The Right’s Post-Constitutional Moment
No one will ever mistake Donald Trump for a student of James Madison. The real-estate mogul has demonstrated about as much familiarity with the U.S. Constitution as with the Bible, which is to say, none. Trump has captivated a share of the tea party with a style of politics utterly alien to the Constitution. In the year of Trump, the right is experiencing a post-constitutional moment.
No one will ever mistake Donald Trump for a student of James Madison.
The real-estate mogul has demonstrated about as much familiarity with the U.S. Constitution as with the Bible, which is to say, none. Trump has captivated a share of the tea party with a style of politics utterly alien to the Constitution. In the year of Trump, the right is experiencing a post-constitutional moment.
This wouldn’t have seemed possible a few years ago. In 2010, the newly arrived tea party produced a class of constitutional obsessives like Sens. Rand Paul and Mike Lee who were focused not just on what government shouldn’t do, but on what it couldn’t do and why.
After the compassionate conservatism of George W. Bush and earmark-happy excesses of congressional Republicans in the Bush years, the tea party rebaptized the GOP in the faith of limited government and constitutional constraints. It was a time of first principles.
Rand Paul, who sells autographed copies of the Constitution, is a libertarian distillation of these concerns. He makes constitutional persnicketiness a high art. Obamacare, the National Security Agency surveillance program, the Violence Against Women Act, President Obama’s war in Libya and intervention in Syria are just a few things he considers unconstitutional (and don’t even get him started on Obama’s tax-information treaties).
Paul, by the way, is the guy objecting that closing down part of the Internet, as Donald Trump has proposed, would be unconstitutional. Not that it seems to have made much impression, on Trump or anyone else.
Donald Trump exists in a plane where there isn’t a Congress or a Constitution. There are no trade-offs or limits. There is only his will and his team of experts who will figure out how to do whatever he wants to do, no matter how seemingly impossible.
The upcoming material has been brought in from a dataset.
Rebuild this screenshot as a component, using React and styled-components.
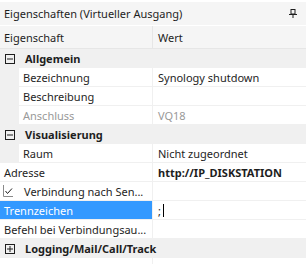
import React from 'react'
import styled, { createGlobalStyle } from 'styled-components'

const GlobalStyle = createGlobalStyle`
  body {
    margin: 0;
    background: #ffffff;
    font-family: "Noto Sans", "Open Sans", sans-serif;
    font-size: 11px;
    color: #1e1e1e;
  }
`

const Panel = styled.div`
  width: 306px;
  height: 264px;
  display: flex;
  flex-direction: column;
  background: #ffffff;
  overflow: hidden;
  border-top: 2px solid #ffffff;
`

const TitleBar = styled.div`
  display: flex;
  align-items: center;
  justify-content: space-between;
  height: 23px;
  padding: 0 9px 0 4px;
  background: #f5f5f5;
  color: #1e1e1e;
`

const Header = styled.div`
  display: grid;
  grid-template-columns: 152px 1fr;
  height: 22px;
  background: #f5f5f5;
  border-top: 1px solid #ffffff;
  border-bottom: 1px solid #e6e6e6;
`

const HeaderCell = styled.div`
  display: flex;
  align-items: center;
  padding-left: ${p => (p.$right ? '5px' : '4px')};
  border-left: ${p => (p.$right ? '1px solid #e6e6e6' : 'none')};
`

const Row = styled.div`
  display: grid;
  grid-template-columns: 152px 1fr;
  height: 19px;
  background: #ffffff;
`

const CategoryRow = styled.div`
  display: flex;
  align-items: center;
  gap: 10px;
  height: 19px;
  padding-left: 5px;
  background: #f0f0f0;
  font-weight: 700;
  white-space: nowrap;
`

const NameCell = styled.div`
  display: flex;
  align-items: center;
  gap: 11px;
  padding-left: ${p => p.$pad}px;
  border-left: ${p => (p.$indent ? '19px solid #f0f0f0' : 'none')};
  border-bottom: 1px solid #f0f0f0;
  background: ${p => (p.$selected ? '#3399ff' : 'transparent')};
  color: ${p => (p.$selected ? '#ffffff' : p.$disabled ? '#999999' : '#1e1e1e')};
  white-space: nowrap;
  overflow: hidden;
  min-width: 0;
`

const ValueCell = styled.div`
  display: flex;
  align-items: center;
  padding-left: 5px;
  border-left: 1px solid #f0f0f0;
  border-bottom: 1px solid #f0f0f0;
  color: ${p => (p.$disabled ? '#999999' : '#1e1e1e')};
  font-weight: ${p => (p.$bold ? 700 : 400)};
  white-space: nowrap;
`

const Caret = styled.span`
  display: inline-block;
  width: 1px;
  height: 13px;
  margin-left: 2px;
  background: #000000;
`

const Filler = styled.div`
  flex: 1;
  display: grid;
  grid-template-columns: 152px 1fr;
`

const FillerRight = styled.div`
  border-left: 1px solid #f0f0f0;
`

const ExpandBox = ({ open }) => (
  <svg width="10" height="10" viewBox="0 0 10 10">
    <rect x="0.5" y="0.5" width="9" height="9" fill="none" stroke="#1e1e1e" />
    <line x1="2" y1="5" x2="8" y2="5" stroke="#1e1e1e" />
    {!open && <line x1="5" y1="2" x2="5" y2="8" stroke="#1e1e1e" />}
  </svg>
)

const CheckGlyph = () => (
  <svg width="10" height="12" viewBox="0 0 10 12">
    <polyline points="0.5,0 0.5,11.5 10,11.5" fill="none" stroke="#8a8a8a" />
    <polyline points="2.5,6 4.5,8.5 9,3.5" fill="none" stroke="#1e1e1e" />
  </svg>
)

const PinIcon = () => (
  <svg width="8" height="9" viewBox="0 0 8 9">
    <rect x="2" y="0.5" width="4" height="4.5" fill="none" stroke="#1e1e1e" />
    <line x1="0" y1="5.5" x2="8" y2="5.5" stroke="#1e1e1e" />
    <line x1="4" y1="6" x2="4" y2="9" stroke="#1e1e1e" />
  </svg>
)

const Category = ({ open, children }) => (
  <CategoryRow>
    <ExpandBox open={open} />
    <span>{children}</span>
  </CategoryRow>
)

export default function App() {
  return (
    <>
      <GlobalStyle />
      <Panel>
        <TitleBar>
          <span>Eigenschaften (Virtueller Ausgang)</span>
          <PinIcon />
        </TitleBar>
        <Header>
          <HeaderCell>Eigenschaft</HeaderCell>
          <HeaderCell $right>Wert</HeaderCell>
        </Header>

        <Category open>Allgemein</Category>
        <Row>
          <NameCell $indent $pad={4}>Bezeichnung</NameCell>
          <ValueCell>Synology shutdown</ValueCell>
        </Row>
        <Row>
          <NameCell $indent $pad={4}>Beschreibung</NameCell>
          <ValueCell />
        </Row>
        <Row>
          <NameCell $indent $pad={4} $disabled>Anschluss</NameCell>
          <ValueCell $disabled>VQ18</ValueCell>
        </Row>

        <Category open>Visualisierung</Category>
        <Row>
          <NameCell $indent $pad={4}>Raum</NameCell>
          <ValueCell>Nicht zugeordnet</ValueCell>
        </Row>
        <Row>
          <NameCell $pad={4}>Adresse</NameCell>
          <ValueCell $bold>http://IP_DISKSTATION</ValueCell>
        </Row>
        <Row>
          <NameCell $pad={3}>
            <CheckGlyph />
            <span>Verbindung nach Sen...</span>
          </NameCell>
          <ValueCell />
        </Row>
        <Row>
          <NameCell $pad={4} $selected>Trennzeichen</NameCell>
          <ValueCell>;<Caret /></ValueCell>
        </Row>
        <Row>
          <NameCell $pad={4}>Befehl bei Verbindungsau...</NameCell>
          <ValueCell />
        </Row>

        <Category>Logging/Mail/Call/Track</Category>
        <Filler>
          <div />
          <FillerRight />
        </Filler>
      </Panel>
    </>
  )
}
The thought you can’t do that doesn’t ever occur to him. He would deport the American-born children of illegal immigrants. He has mused about shutting down mosques and creating a database of Muslims. He praised FDR’s internment of Japanese-Americans in World War II.
You would be forgiven for thinking that in Trump’s world, constitutional niceties - indeed any constraints whatsoever - are for losers. It’s only strength that matters. It shouldn’t be a surprise that he expresses admiration for Vladimir Putin, a “powerful leader” who is “highly respected within his own country and beyond.” Trump’s call to steal Iraq’s oil and kill the families of terrorists is in a Putinesque key.
For some on the right, clearly the Constitution was an instrument rather than a principle. It was a means to stop Obama, and has been found lacking.
Trump is a reaction to Obama’s weakness, but also to his exaggerated view of executive power. Trump rejects the former, but is comfortable taking up the latter. Whereas Obama has a cool contempt for his political opponents and for limits on his power, Trump has a burning contempt for them. The affect is different; the attitude is the same.
What, after all, is the worst-case scenario for a President Trump’s strongman tendencies? Could Trump defy the law as written and give Congress the back of his hand in order to impose a new immigration system more to his liking? President Obama has already done it.
Progressives have been perfectly willing to bless Obama’s post-constitutional government. Trump’s implicit promise is to respond in kind, and his supporters think it’s about time.
A pure, Trump-style populism is inherently in tension with constitutional conservatism. The Constitution is a device for frustrating popular enthusiasms, as are federalism, checks and balances, and the rule of law. It’s why impassioned factions usually have very little patience for them, and why they are so central to checking government and protecting individual rights.
If the right’s devotion to them wanes, it will be a loss not only for conservatism, but for the American polity.